To give an example, at present patients with breast cancer are advised to have some or all of their lymph nodes (LN) removed from the armpit together with the cancer in the breast. This is because cancer cells can spread through tissue fluid channels (lymphatics) and these channels then pass through LN where the cancer cells can cluster and grow.
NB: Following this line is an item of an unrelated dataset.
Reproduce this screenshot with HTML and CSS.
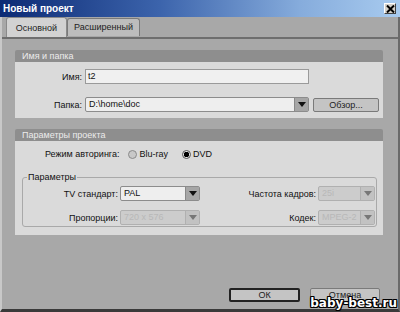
FILE: index.html
```html
<!DOCTYPE html>
<html>
<head>
<meta charset="utf-8">
<link rel="stylesheet" href="styles.css">
</head>
<body>
<div class="window">
  <div class="titlebar">
    <span class="title">Новый проект</span>
    <span class="close">
      <svg width="9" height="8" viewBox="0 0 9 8"><path d="M1 0.5 L8 7.5 M8 0.5 L1 7.5" stroke="#000" stroke-width="2"/></svg>
    </span>
  </div>
  <div class="tabs">
    <div class="tab active">Основной</div>
    <div class="tab">Расширенный</div>
  </div>
  <div class="content">
    <div class="section">
      <div class="section-head">Имя и папка</div>
      <div class="section-body s1">
        <div class="row">
          <span class="label lw1">Имя:</span>
          <div class="input name">t2</div>
        </div>
        <div class="row">
          <span class="label lw1">Папка:</span>
          <div class="select folder"><span class="val">D:\home\doc</span><span class="arrow"></span></div>
          <div class="button browse">Обзор...</div>
        </div>
      </div>
    </div>
    <div class="section sec2">
      <div class="section-head">Параметры проекта</div>
      <div class="section-body s2">
        <div class="row radios">
          <span class="label mode">Режим авторинга:</span>
          <span class="radio"><span class="dot off"></span>Blu-ray</span>
          <span class="radio"><span class="dot on"></span>DVD</span>
        </div>
        <div class="fieldset">
          <span class="legend">Параметры</span>
          <div class="grid">
            <span class="label">TV стандарт:</span>
            <div class="select small"><span class="val">PAL</span><span class="arrow"></span></div>
            <span class="label">Частота кадров:</span>
            <div class="select tiny disabled"><span class="val">25i</span><span class="arrow"></span></div>
            <span class="label">Пропорции:</span>
            <div class="select small disabled"><span class="val">720 x 576</span><span class="arrow"></span></div>
            <span class="label">Кодек:</span>
            <div class="select tiny disabled"><span class="val">MPEG-2</span><span class="arrow"></span></div>
          </div>
        </div>
      </div>
    </div>
  </div>
  <div class="footer">
    <div class="button ok">ОК</div>
    <div class="button cancel">Отмена</div>
  </div>
  <div class="watermark">baby-best.ru</div>
</div>
</body>
</html>
```
FILE: styles.css
```css
html, body { margin: 0; padding: 0; }
body {
  width: 400px; height: 312px; overflow: hidden;
  font-family: "Liberation Sans", Arial, sans-serif;
  font-size: 9px; color: #111;
}
.window {
  position: relative;
  width: 400px; height: 312px;
  background: #a8a8a8;
  box-sizing: border-box;
  border-bottom: 3px solid #3a3a3a;
  border-left: 2px solid #c8c8c8;
  border-right: 2px solid #6a6a6a;
}
.titlebar {
  height: 17px;
  margin-left: -2px; margin-right: -2px;
  background: linear-gradient(to right, #0c2a74 0%, #3c64ac 40%, #86acdc 75%, #a8cbef 100%);
  display: flex; align-items: center; justify-content: space-between;
  padding: 0 4px 0 3px;
}
.title { color: #fff; font-weight: bold; font-size: 10px; }
.close {
  width: 12px; height: 11px; background: #d4d0c8;
  border: 1px solid; border-color: #fff #404040 #404040 #fff;
  display: flex; align-items: center; justify-content: center; box-sizing: border-box;
}
.tabs {
  display: flex; align-items: flex-end;
  height: 19px; margin-top: 1px;
  padding-left: 4px;
  border-bottom: 2px solid #6e6e6e;
}
.tab {
  height: 17px; line-height: 17px;
  padding: 0 6px;
  background: #bdbdbd; color: #222;
  border: 1px solid #7a7a7a; border-bottom: none;
  border-radius: 3px 3px 0 0;
  margin-bottom: 1px;
}
.tab.active {
  width: 47px; text-align: center;
  height: 19px; line-height: 20px; background: #d2d2d2;
  border-color: #8a8a8a;
  margin-bottom: 0;
}
.content { padding: 11px 15px 0 13px; }
.section-head {
  height: 12px; line-height: 12px;
  background: #8e8e8e; color: #ececec;
  padding-left: 7px;
  border-radius: 2px 2px 0 0;
}
.section-body { background: #dadada; }
.s1 { padding: 7px 0 6px 0; display: flex; flex-direction: column; gap: 13px; }
.sec2 { margin-top: 11px; }
.s2 { padding: 7px 6px 8px 7px; }
.row { display: flex; align-items: center; }
.label { text-align: right; white-space: nowrap; }
.lw1 { width: 67px; margin-right: 3px; }
.input {
  height: 15px; box-sizing: border-box;
  background: #f0f0f0; border: 1px solid #9a9a9a;
  padding-left: 2px; line-height: 13px;
}
.name { width: 224px; }
.select {
  display: flex; height: 15px; box-sizing: border-box;
  border: 1px solid #8c8c8c; background: #eeeeee;
  border-radius: 2px;
}
.select .val { flex: 1; padding-left: 3px; line-height: 13px; overflow: hidden; white-space: nowrap; }
.select .arrow {
  width: 13px; background: #a6a6a6; border-left: 1px solid #888;
  position: relative;
}
.select .arrow::after {
  content: ""; position: absolute; left: 3px; top: 4px;
  border-left: 4px solid transparent; border-right: 4px solid transparent;
  border-top: 5px solid #111;
}
.folder { width: 224px; }
.button {
  box-sizing: border-box; height: 14px; line-height: 12px;
  text-align: center; background: #c4c4c4;
  border: 1px solid #7a7a7a; border-radius: 2px;
  color: #222;
}
.browse { width: 66px; margin-left: 4px; }
.radios { height: 12px; }
.mode { margin-left: 23px; margin-right: 9px; }
.radio { display: flex; align-items: center; margin-right: 14px; }
.dot {
  width: 9px; height: 9px; border-radius: 50%; box-sizing: border-box;
  border: 1px solid #8a8a8a; background: #c8c8c8; margin-right: 2px;
}
.dot.on { background: radial-gradient(circle, #000 0 2.5px, #e8e8e8 3px); border-color: #555; }
.fieldset {
  position: relative;
  margin-top: 17px;
  border: 1px solid #a9a9a9; border-radius: 3px;
  height: 50px; box-sizing: border-box;
  width: 355px;
}
.legend {
  position: absolute; left: 4px; top: -6px;
  background: #dadada; padding: 0 1px; line-height: 10px;
}
.grid {
  display: grid;
  grid-template-columns: 95px 80px 114px 57px;
  column-gap: 2px; row-gap: 9px;
  align-items: center;
  padding-top: 8px;
}
.small { width: 80px; }
.tiny { width: 57px; }
.select.disabled { background: #cccccc; border-color: #b0b0b0; color: #b8b8b8; }
.select.disabled .arrow { background: #c2c2c2; border-left-color: #b0b0b0; }
.select.disabled .arrow::after { border-top-color: #777; }
.footer {
  display: flex; justify-content: flex-end; gap: 10px;
  padding-right: 18px;
  margin-top: 53px;
}
.ok { width: 71px; border: 2px solid #222; line-height: 10px; }
.cancel { width: 70px; }
.watermark {
  position: absolute; right: 1px; bottom: -1px;
  font-family: "DejaVu Sans", sans-serif; font-weight: bold; font-size: 12px;
  color: #fff;
  text-shadow: -1px -1px 0 #000, 1px -1px 0 #000, -1px 1px 0 #000, 1px 1px 0 #000, 0 1px 0 #000, 0 -1px 0 #000, 1px 0 0 #000, -1px 0 0 #000;
}
```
However in countries like the UK, around 70% of patients with early breast cancer will not have cancer deposits in their LN. Due to the lack of an effective imaging tool to non-invasively inspect LNs, many patients are subjected to an expensive surgical procedure that does not benefit them and may lead to long-term problems such as lymphoedema (arm swelling).
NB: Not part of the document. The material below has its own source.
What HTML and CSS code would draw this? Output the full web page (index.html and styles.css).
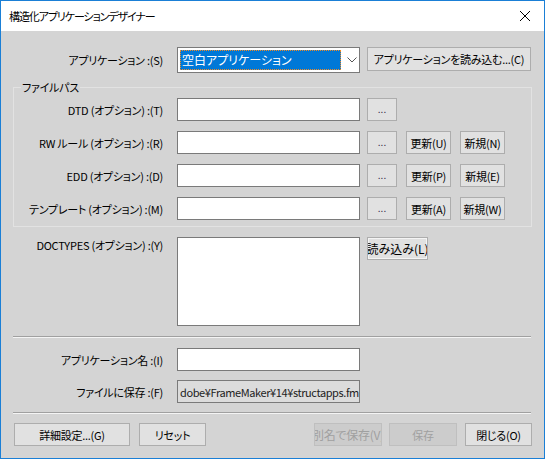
FILE: index.html
```html
<!DOCTYPE html>
<html lang="ja">
<head>
<meta charset="utf-8">
<title>構造化アプリケーションデザイナー</title>
<link rel="stylesheet" href="styles.css">
</head>
<body>
<div class="window">
  <div class="titlebar">
    <span class="title">構造化アプリケーションデザイナー</span>
    <svg class="close" width="12" height="12" viewBox="0 0 12 12"><path d="M1 1 L11 11 M11 1 L1 11" stroke="#000" stroke-width="1" fill="none"/></svg>
  </div>
  <div class="content">
    <div class="row app-row">
      <div class="label">アプリケーション :(S)</div>
      <div class="select">
        <div class="select-value">空白アプリケーション</div>
        <svg class="chevron" width="10" height="6" viewBox="0 0 10 6"><path d="M0.5 0.5 L5 5 L9.5 0.5" stroke="#555" stroke-width="1" fill="none"/></svg>
      </div>
      <div class="btn btn-load">アプリケーションを読み込む...(C)</div>
    </div>

    <div class="group">
      <div class="group-title">ファイルパス</div>
      <div class="row">
        <div class="label glabel">DTD (オプション) :(T)</div>
        <div class="field"></div>
        <div class="btn btn-dots">...</div>
      </div>
      <div class="row">
        <div class="label glabel">RW ルール (オプション) :(R)</div>
        <div class="field"></div>
        <div class="btn btn-dots">...</div>
        <div class="btn btn-upd">更新(U)</div>
        <div class="btn btn-new">新規(N)</div>
      </div>
      <div class="row">
        <div class="label glabel">EDD (オプション) :(D)</div>
        <div class="field"></div>
        <div class="btn btn-dots">...</div>
        <div class="btn btn-upd">更新(P)</div>
        <div class="btn btn-new">新規(E)</div>
      </div>
      <div class="row">
        <div class="label glabel">テンプレート (オプション) :(M)</div>
        <div class="field"></div>
        <div class="btn btn-dots">...</div>
        <div class="btn btn-upd">更新(A)</div>
        <div class="btn btn-new">新規(W)</div>
      </div>
    </div>

    <div class="row doc-row">
      <div class="label doc-label">DOCTYPES (オプション) :(Y)</div>
      <div class="listbox"></div>
      <div class="btn btn-read"><span>読み込み(L)</span></div>
    </div>

    <div class="sep sep1"></div>

    <div class="row name-row">
      <div class="label">アプリケーション名 :(I)</div>
      <div class="field"></div>
    </div>
    <div class="row file-row">
      <div class="label">ファイルに保存 :(F)</div>
      <div class="field readonly"><span class="ro-text">dobe¥FrameMaker¥14¥structapps.fm</span></div>
    </div>

    <div class="sep sep2"></div>

    <div class="footer">
      <div class="btn b-adv">詳細設定...(G)</div>
      <div class="btn b-reset">リセット</div>
      <div class="spacer"></div>
      <div class="btn disabled b-saveas"><span>別名で保存(V)</span></div>
      <div class="btn disabled b-save">保存</div>
      <div class="btn b-close">閉じる(O)</div>
    </div>
  </div>
</div>
</body>
</html>
```

FILE: styles.css
```css
html, body {
  margin: 0;
  padding: 0;
}
body {
  font-family: "Noto Sans CJK JP", "Noto Sans", sans-serif;
  font-size: 11px;
  letter-spacing: -0.25px;
  font-feature-settings: "palt";
  color: #000;
  background: #d4d4d4;
}
.window {
  width: 545px;
  height: 459px;
  box-sizing: border-box;
  border: 1px solid #1a7fd6;
  background: #d4d4d4;
  overflow: hidden;
}
.titlebar {
  height: 30px;
  background: #fff;
  display: flex;
  align-items: center;
  padding-left: 8px;
  padding-right: 13px;
}
.title {
  flex: 1;
  font-size: 11px;
  letter-spacing: -1.1px;
  line-height: 16px;
}
.close {
  display: block;
}
.content {
  padding-top: 16px;
}
.row {
  display: flex;
  align-items: center;
  height: 23px;
}
.label {
  width: 162px;
  flex: none;
  text-align: right;
  white-space: nowrap;
  margin-right: 14px;
  line-height: 16px;
}
.glabel {
  width: 149px;
}
.app-row {
  height: 26px;
  align-items: flex-start;
}
.app-row .label {
  line-height: 26px;
}
.select {
  width: 183px;
  height: 26px;
  box-sizing: border-box;
  border: 1px solid #7a7a7a;
  background: #fff;
  display: flex;
  align-items: center;
  padding: 2px;
  flex: none;
}
.select-value {
  width: 161px;
  height: 20px;
  box-sizing: border-box;
  background: #0078d7;
  color: #fff;
  border: 1px dotted #f08a24;
  line-height: 18px;
  padding-left: 1px;
  font-size: 12px;
  letter-spacing: 0;
  white-space: nowrap;
  overflow: hidden;
}
.chevron {
  margin-left: 6px;
}
.btn {
  box-sizing: border-box;
  height: 23px;
  background: #e1e1e1;
  border: 1px solid #adadad;
  display: flex;
  align-items: center;
  justify-content: center;
  white-space: nowrap;
  overflow: hidden;
  flex: none;
  line-height: 16px;
}
.btn-load {
  margin-left: 7px;
  width: 164px;
  height: 24px;
}
.field {
  width: 183px;
  height: 23px;
  box-sizing: border-box;
  border: 1px solid #7a7a7a;
  background: #fff;
  flex: none;
}
.btn-dots {
  width: 30px;
  margin-left: 7px;
  color: #3a2a4a;
  align-items: flex-end;
  padding-bottom: 3px;
  font-size: 10px;
  letter-spacing: 0;
}
.btn-upd {
  width: 45px;
  margin-left: 9px;
}
.btn-new {
  width: 45px;
  margin-left: 9px;
}
.group {
  position: relative;
  margin-top: 14px;
  margin-left: 12px;
  width: 519px;
  box-sizing: border-box;
  border: 1px solid #e2e2e2;
  padding-top: 10px;
  padding-bottom: 6px;
  display: flex;
  flex-direction: column;
  gap: 10px;
}
.group-title {
  position: absolute;
  top: -9px;
  left: 7px;
  padding: 0 1px;
  background: #d4d4d4;
  line-height: 16px;
}
.doc-row {
  margin-top: 10px;
  height: 89px;
  align-items: flex-start;
}
.doc-label {
  line-height: 16px;
  padding-top: 0;
}
.listbox {
  width: 183px;
  height: 89px;
  box-sizing: border-box;
  border: 1px solid #7a7a7a;
  background: #fff;
  flex: none;
}
.btn-read {
  width: 61px;
  margin-left: 7px;
  border-color: #adadad;
  box-shadow: inset 0 0 0 1px #f4f4f4;
  font-size: 12px;
  letter-spacing: 0;
}
.sep {
  margin-left: 12px;
  width: 518px;
  height: 0;
  border-top: 1px solid #a0a0a0;
  border-bottom: 1px solid #f4f4f4;
}
.sep1 {
  margin-top: 10px;
}
.name-row {
  margin-top: 10px;
}
.file-row {
  margin-top: 9px;
}
.readonly {
  background: #dcdcdc;
  overflow: hidden;
  display: flex;
  align-items: center;
  padding-left: 2px;
}
.ro-text {
  white-space: nowrap;
  color: #222;
  letter-spacing: -0.4px;
}
.sep2 {
  margin-top: 9px;
}
.footer {
  display: flex;
  margin-top: 9px;
  padding-left: 13px;
  padding-right: 12px;
}
.spacer {
  flex: 1;
}
.b-adv {
  width: 116px;
}
.b-reset {
  width: 67px;
  margin-left: 9px;
}
.b-saveas {
  width: 68px;
  font-size: 12px;
}
.b-save {
  width: 68px;
  margin-left: 7px;
}
.b-close {
  width: 67px;
  margin-left: 8px;
}
.disabled {
  background: #cccccc;
  border-color: #bfbfbf;
  color: #a0a0a0;
}
```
The challenges for imaging such LNs with existing imaging modalities are 1) LNs are small – typically less than 1cm in diameter; 2) LNs can be located at depths of up to several cm. 3) LNs have dual circulation systems, blood flow and lymph flow, where lymph flow is very slow and hard to detect/image. 4) metastasis as small as a few mms is still clinically significant and requires 3D high resolution and sensitivity imaging currently not achievable.
This project aims to develop imaging techniques to address this unmet clinical need, by taking advantage of four recent advances. Firstly ultrafast ultrasound, with up to tens of thousands of imaging frames per second, enables significant improvement in the information content of the acquisition and up to an order of magnitude improvement in signal to noise ratio. Secondly microbubble contrast agents increase the sensitivity of ultrasound in detecting blood flow by up to two orders of magnitude, and provide highly visible individual scatters. Thirdly, super-resolution ultrasound, detecting and localising moving individual microbubbles in e.g. blood vessels, can achieve a spatial resolution of down to 20 microns at centimetre depths in vivo. Finally, new ultrasound transducer technologies have made it possible to achieve fast 3D image acquisition.
We hypothesise that by taking advantage of these technological advances and being able to generate super-resolution images at multi-centimetre depth with both blood and lymph flow information in 3D, it is feasible to non-invasively detect lymph node metastasis in vivo.